Cela explique également plusieurs types d’attaque, l’un du vraisemblablement à ces animaux dressés pour tuer (si il s’agit de lévriers afghans ceux-ci sont utilisés pour la chasse au guépard et au lion et sont réputés pour leur courage et leur férocité lorsqu’ils sont dressés à l’attaque), l’autre du à des individus déguisés et également cuirassés assouvissant leurs penchants meurtriers et leur goût de la mise en scène. Il n’était pas rare qu’ils déshabillent leurs victimes, leur tranchent la tête ou un sein et déposent ces trophées à quelque distance du corps.

bdg_cartpostal2

Une vision populaire et actuelle de la « Bête » : carte postale APA-POUX En parcourant la Lozère 48 PP 1213 Les Vieilles Légendes de chez nous Légende de la Bête du Gévaudan (coll. G.C.)

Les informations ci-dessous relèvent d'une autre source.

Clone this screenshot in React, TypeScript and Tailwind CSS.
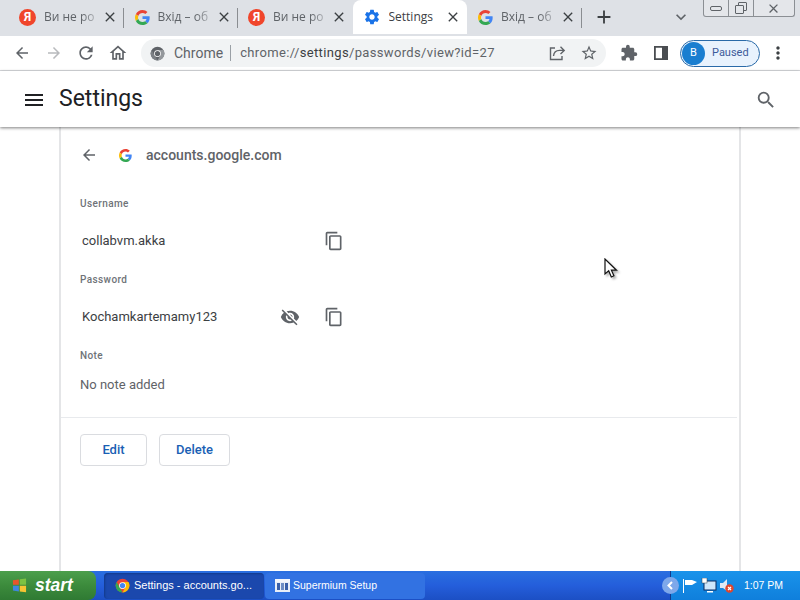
import React from 'react';
import {
  MdArrowBack, MdArrowForward, MdRefresh, MdOutlineHome, MdStarBorder, MdExtension, MdMoreVert,
  MdMenu, MdSearch, MdContentCopy, MdVisibilityOff, MdClose, MdAdd, MdExpandMore, MdSettings,
} from 'react-icons/md';

const GoogleLogo = ({ size = 15 }: { size?: number }) => (
  <svg width={size} height={size} viewBox="0 0 48 48" className="shrink-0">
    <path fill="#EA4335" d="M24 9.5c3.5 0 6.7 1.2 9.1 3.6l6.8-6.8C35.8 2.4 30.3 0 24 0 14.6 0 6.5 5.4 2.6 13.2l7.9 6.2C12.4 13.6 17.7 9.5 24 9.5z" />
    <path fill="#4285F4" d="M46.9 24.5c0-1.6-.1-3.1-.4-4.5H24v9h12.9c-.6 3-2.2 5.5-4.8 7.2l7.7 6c4.5-4.2 7.1-10.3 7.1-17.7z" />
    <path fill="#FBBC05" d="M10.5 28.6c-.5-1.4-.8-3-.8-4.6s.3-3.2.8-4.6l-7.9-6.2C.9 16.5 0 20.1 0 24s.9 7.5 2.6 10.8l7.9-6.2z" />
    <path fill="#34A853" d="M24 48c6.5 0 11.9-2.1 15.9-5.8l-7.7-6c-2.1 1.4-4.9 2.3-8.1 2.3-6.3 0-11.6-4.1-13.5-9.9l-7.9 6.2C6.5 42.6 14.6 48 24 48z" />
  </svg>
);

const YandexIcon = () => (
  <span className="-ml-[1px] flex h-[17px] w-[17px] shrink-0 items-center justify-center rounded-full bg-[#f0452b] text-[12px] font-bold leading-none text-white">
    Я
  </span>
);

const ChromeLogo = ({ size = 16, grey = false }: { size?: number; grey?: boolean }) => (
  <svg width={size} height={size} viewBox="0 0 24 24" className="shrink-0">
    <circle cx="12" cy="12" r="11" fill={grey ? '#5f6368' : '#ea4335'} />
    <path fill={grey ? '#7b7f84' : '#34a853'} d="M12 23A11 11 0 0 1 2.5 6.5L8 16l4 7z" />
    <path fill={grey ? '#94989c' : '#fbbc05'} d="M12 23a11 11 0 0 0 9.6-16.5H12l4 9.5-4 7z" />
    <circle cx="12" cy="12" r="5.4" fill="#fff" />
    <circle cx="12" cy="12" r="4.2" fill={grey ? '#5f6368' : '#4285f4'} />
  </svg>
);

const ShareIcon = () => (
  <svg width="18" height="18" viewBox="0 0 18 18" fill="none" stroke="#5f6368" strokeWidth="1.4">
    <path d="M7 4H2.500v11.500H14V12" />
    <path d="M5.500 12c.4-3.600 3-5.600 6-5.600H16M12.500 2.800 16.200 6.400 12.500 10" />
  </svg>
);

const SidePanelIcon = () => (
  <svg width="16" height="16" viewBox="0 0 16 16">
    <path fill="#4a4d51" fillRule="evenodd" d="M1 1h14v14H1zM2.800 2.800v10.400H9V2.800z" />
  </svg>
);

const tabs = [
  { title: 'Ви не ро', icon: <YandexIcon /> },
  { title: 'Вхід – об', icon: <GoogleLogo /> },
  { title: 'Ви не ро', icon: <YandexIcon /> },
  { title: 'Settings', icon: <MdSettings size={18} className="-ml-[1px] shrink-0 text-[#1a73e8]" />, active: true },
  { title: 'Вхід – об', icon: <GoogleLogo /> },
];

const Tab = ({ title, icon, active, divider }: { title: string; icon: React.ReactNode; active?: boolean; divider?: boolean }) => (
  <div className={`relative flex h-[34px] w-[114.500px] items-center pl-[11px] pr-[6px] ${active ? 'rounded-t-lg bg-white' : ''}`}>
    {icon}
    <span className={`ml-[8px] w-[40px] flex-1 overflow-hidden whitespace-nowrap text-[12px] font-['Open_Sans',sans-serif] ${active ? 'text-[#3c4043]' : 'text-[#5f6368] [mask-image:linear-gradient(90deg,#000_65%,transparent)]'}`}>
      {title}
    </span>
    <MdClose size={16} className="shrink-0 text-[#3c4043]" />
    {divider && <span className="absolute right-0 top-[8px] h-[20px] w-px bg-[#8a8d91]" />}
  </div>
);

const fieldLabel = 'h-[17px] text-[10px] font-medium leading-[17px] tracking-[0.4px] text-[#6f7378]';

const Field = ({ label, value, canReveal }: { label: string; value: string; canReveal?: boolean }) => (
  <div className="flex h-[76px] flex-col">
    <div className={fieldLabel}>{label}</div>
    <div className="mt-[13px] flex h-[32px] items-center pl-[2px]">
      <span className="w-[199px] text-[13px] text-[#3c4043]">{value}</span>
      <span className="-ml-[1px] flex w-[20px] justify-center">
        {canReveal && <MdVisibilityOff size={20} className="text-[#5f6368]" />}
      </span>
      <MdContentCopy size={20} className="ml-[24px] text-[#5f6368]" />
    </div>
  </div>
);

const TaskButton = ({ children, active }: { children: React.ReactNode; active?: boolean }) => (
  <div className={`flex h-[26px] w-[160px] items-center gap-[3px] pl-[10px] text-[11px] text-white font-['Liberation_Sans',sans-serif] ${active ? 'rounded-sm bg-[#1b48ad] shadow-[inset_1px_1px_2px_#123a8c]' : 'rounded-sm bg-[#3272e2]'}`}>
    {children}
  </div>
);

export default function App() {
  return (
    <div className="relative flex h-[600px] w-[800px] flex-col overflow-hidden bg-white font-['Roboto',sans-serif]">
      {/* tab strip */}
      <div className="flex h-[36px] shrink-0 items-start bg-[#dee1e6] pl-[9px]">
        {tabs.map((tab, i) => (
          <Tab key={i} {...tab} divider={i < 2 || i === 4} />
        ))}
        <MdAdd size={22} className="ml-[11px] mt-[6px] text-[#3c4043]" />
        <MdExpandMore size={20} className="ml-[56px] mt-[7px] text-[#5f6368]" />
        <div className="ml-[12px] flex h-[17px] w-[92px] items-center rounded-b-[3px] border border-t-0 border-[#8b8f94] bg-[#e4e6ea]">
          <span className="flex h-full w-[25px] items-center justify-center border-r border-[#8b8f94]">
            <span className="h-[5px] w-[12px] rounded-[2px] border border-[#5f6368]" />
          </span>
          <span className="relative flex h-full w-[25px] items-center justify-center border-r border-[#8b8f94]">
            <span className="absolute left-[9px] top-[2px] h-[9px] w-[9px] rounded-[1px] border border-[#5f6368]" />
            <span className="absolute left-[6px] top-[5px] h-[9px] w-[9px] rounded-[1px] border border-[#5f6368] bg-[#e4e6ea]" />
          </span>
          <span className="flex flex-1 items-center justify-center">
            <MdClose size={15} className="text-[#5f6368]" />
          </span>
        </div>
      </div>

      {/* toolbar */}
      <div className="flex h-[35px] shrink-0 items-center border-b border-[#dadce0] bg-white pl-[13px]">
        <MdArrowBack size={18} className="text-[#5f6368]" />
        <MdArrowForward size={18} className="ml-[14px] text-[#b8babd]" />
        <MdRefresh size={20} className="ml-[13px] text-[#5f6368]" />
        <MdOutlineHome size={20} className="ml-[12px] text-[#5f6368]" />
        <div className="ml-[13px] flex h-[28px] w-[465px] items-center rounded-full bg-[#f1f3f4] pl-[9px]">
          <ChromeLogo size={15} grey />
          <span className="ml-[9px] text-[14px] text-[#5f6368]">Chrome</span>
          <span className="ml-[7px] h-[16px] w-px bg-[#9aa0a6]" />
          <span className="ml-[9px] text-[13px] tracking-[0.35px] text-[#5f6368]">
            chrome://<span className="text-[#3c4043]">settings</span>/passwords/view?id=27
          </span>
          <span className="ml-auto flex items-center gap-[14px] pr-[8px]">
            <ShareIcon />
            <MdStarBorder size={18} className="text-[#5f6368]" />
          </span>
        </div>
        <MdExtension size={18} className="ml-[14px] text-[#5f6368]" />
        <span className="ml-[15px]"><SidePanelIcon /></span>
        <div className="ml-[11px] flex h-[27px] w-[80px] items-center rounded-full border border-[#2a6aa8] bg-[#e8f2fd] pl-[1px]">
          <span className="flex h-[23px] w-[23px] items-center justify-center rounded-full bg-[#1a7ed0] text-[11px] text-white">B</span>
          <span className="ml-[7px] text-[11px] text-[#3c5a9a]">Paused</span>
        </div>
        <MdMoreVert size={20} className="ml-[8px] text-[#3c4043]" />
      </div>

      {/* settings header */}
      <div className="relative z-10 flex h-[56px] shrink-0 items-center bg-white pl-[22px] pt-[1px] shadow-[0_1px_3px_rgba(0,0,0,0.5)]">
        <MdMenu size={24} className="text-[#202124]" />
        <span className="ml-[13px] text-[23px] text-[#202124]">Settings</span>
        <MdSearch size={22} className="ml-auto mr-[23px] text-[#5f6368]" />
      </div>

      {/* password details card */}
      <div className="min-h-0 flex-1 pl-[59px]">
        <div className="h-full w-[682px] border-x-2 border-[#e4e5e7] bg-white">
          <div className="flex h-[56px] items-center pl-[19px]">
            <MdArrowBack size={18} className="text-[#5f6368]" />
            <span className="ml-[21px]"><GoogleLogo size={13} /></span>
            <span className="ml-[14px] text-[14px] font-medium text-[#5f6368]">accounts.google.com</span>
          </div>
          <div className="pl-[19px] pt-[12px]">
            <Field label="Username" value="collabvm.akka" />
            <Field label="Password" value="Kochamkartemamy123" canReveal />
            <div className={fieldLabel}>Note</div>
            <div className="mt-[11px] text-[13px] text-[#5f6368]">No note added</div>
          </div>
          <div className="mt-[22px] h-px w-[676px] bg-[#e8eaed]" />
          <div className="flex gap-[12px] pl-[19px] pt-[16px]">
            <button className="h-[32px] w-[67px] rounded border border-[#dadce0] bg-white text-[13px] font-medium text-[#1a5fb4]">Edit</button>
            <button className="h-[32px] w-[71px] rounded border border-[#dadce0] bg-white text-[13px] font-medium text-[#1a5fb4]">Delete</button>
          </div>
        </div>
      </div>

      {/* XP taskbar */}
      <div className="flex h-[29px] shrink-0 items-center bg-gradient-to-b from-[#2a6fe0] via-[#245edb] to-[#1c4fc4]">
        <div className="flex h-full w-[96px] items-center rounded-r-lg bg-gradient-to-b from-[#4c9f4c] via-[#3c8b3c] to-[#2f7a33] pl-[12px]">
          <svg width="15" height="15" viewBox="0 0 16 16">
            <path fill="#e8552c" d="M1 2.500 7.300 1.500V7.300H1z" />
            <path fill="#7cc242" d="M8.300 1.300 15 .5v6.800H8.300z" />
            <path fill="#3f87e0" d="M1 8.300h6.300v6L1 13.300z" />
            <path fill="#f7c433" d="M8.300 8.300H15v7l-6.700-1z" />
          </svg>
          <span className="ml-[8px] text-[17.500px] font-bold italic text-white font-['Liberation_Sans',sans-serif]">start</span>
        </div>
        <div className="ml-[8px] flex gap-[1px]">
          <TaskButton active>
            <span className="ml-[1px]"><ChromeLogo size={15} /></span>
            <span className="ml-[1px] whitespace-nowrap">Settings - accounts.go...</span>
          </TaskButton>
          <TaskButton>
            <svg width="15" height="13" viewBox="0 0 15 13" className="mr-[0px]">
              <rect width="15" height="13" fill="#e8eef8" />
              <rect y="0" width="15" height="3" fill="#f4f6fb" />
              <rect x="2" y="4" width="3" height="7" fill="#3a5fa8" />
              <rect x="6" y="4" width="3" height="7" fill="#6d8cc4" />
              <rect x="10" y="4" width="3" height="7" fill="#3a5fa8" />
            </svg>
            <span className="whitespace-nowrap text-[10.500px]">Supermium Setup</span>
          </TaskButton>
        </div>
        <div className="ml-auto flex h-full w-[130px] items-center border-l border-[#123a8c] bg-gradient-to-b from-[#1a93ea] to-[#0f7fdc]">
          <span className="-ml-[9px] flex h-[17px] w-[17px] items-center justify-center rounded-full bg-[#7ea8ea]">
            <svg width="9" height="9" viewBox="0 0 9 9" fill="none" stroke="#fff" strokeWidth="2"><path d="M6 1 2.500 4.500 6 8" /></svg>
          </span>
          <svg width="16" height="14" viewBox="0 0 16 14" className="ml-[3px]"><path fill="#fff" d="M1 0h1v14H1zM3 1h7l5 2-5 3H3z" /></svg>
          <svg width="16" height="15" viewBox="0 0 16 15" className="ml-[3px]">
            <rect x="3" y="3" width="12" height="9" fill="#cfe6fb" stroke="#0b2a60" />
            <rect x="1" y="0" width="5" height="5" fill="#fff" stroke="#345" strokeWidth=".5" />
            <rect x="6" y="13" width="6" height="1.500" fill="#fff" />
          </svg>
          <svg width="15" height="15" viewBox="0 0 15 15" className="ml-[2px]">
            <path fill="#dfe8f4" d="M1 5h3l4-4v12L4 10H1z" />
            <circle cx="10.500" cy="10.500" r="4.200" fill="#e0452c" />
            <path stroke="#fff" strokeWidth="1.200" d="M9 9l3 3M12 9l-3 3" />
          </svg>
          <span className="ml-[10px] text-[10.500px] text-white font-['Liberation_Sans',sans-serif]">1:07 PM</span>
        </div>
      </div>

      {/* mouse pointer */}
      <svg width="16" height="22" viewBox="0 0 16 22" className="absolute left-[604px] top-[258px] drop-shadow-[2px_2px_1px_rgba(0,0,0,0.3)]">
        <path fill="#fff" stroke="#111" strokeWidth="1.200" d="M1 1v15l3.700-3.300L7.300 19l2.600-1.200-2.500-5.600H12.500z" />
      </svg>
    </div>
  );
}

« Il y avait une fois…un pays où les gens vivaient durement, mais il étais si beau L’eau claire coulait au creux des montagnes. Le pain était bien noir, cependant il y avait du pain, et le bonheur était, bien sur, de ne pas avoir des voisins riches. La vertu et un bon bâton suffisait à éloigner les loups. Mais un jour…une bête énorme et afreuse, la plus féroce parmi les bêtes, bondit sur les femmes, les enfants et les dévora. Mais le bon roi Louis XV envoya ses chasseurs et sa meute pour tuer la grosse bête. Cependant la bête que l’on ne trouvait nulle part était partout et devenait de plus en plus grosse. En ce temps le chef des chasseurs eut une bonne idée bien courageuse.

Il s’habilla en demoiselle tendre et se coucha en serrant fort sa longue lance. C’est ainsi que l’on apporta au roi la peau de la terrible bête ». Comme on le voit sur cette image, la Bête s’intéresse aux filles et à leurs charmants atours.

Toute l’ambiguité de l’affaire est là.

La  » bête  » était, de plus, parfaitement renseignée sur ces fameuses battues, les évitait soigneusement, ce qui ne l’empêchait pas, par défi, d’attaquer à proximité immédiate de celles-ci. Les frères Chastel, qui étaient censés participer à la battue, se trouvaient donc très souvent les premiers sur les lieux de l’agression. Sauf lorsque celle-ci avait échouée et que la victime s’en était réchappée. Se dressant sur les pattes de derrière il lui arrivait aussi de regarder aux fenêtres puis de s’enfuir en riant. et même de se déguiser en portant un chapeau ou une cape. Les témoins de ce genre de manifestations passaient donc le plus souvent pour des dérangés ou des affabulateurs.

Comme de nos jours les rapports mentionnant ce genre de faits sont rejetés avec mépris par les historiens locaux. Le cri de cette « Bête » qui vous glaçait d’effroi ressemblait à la fois à un hennissement de cheval et à un rire diabolique.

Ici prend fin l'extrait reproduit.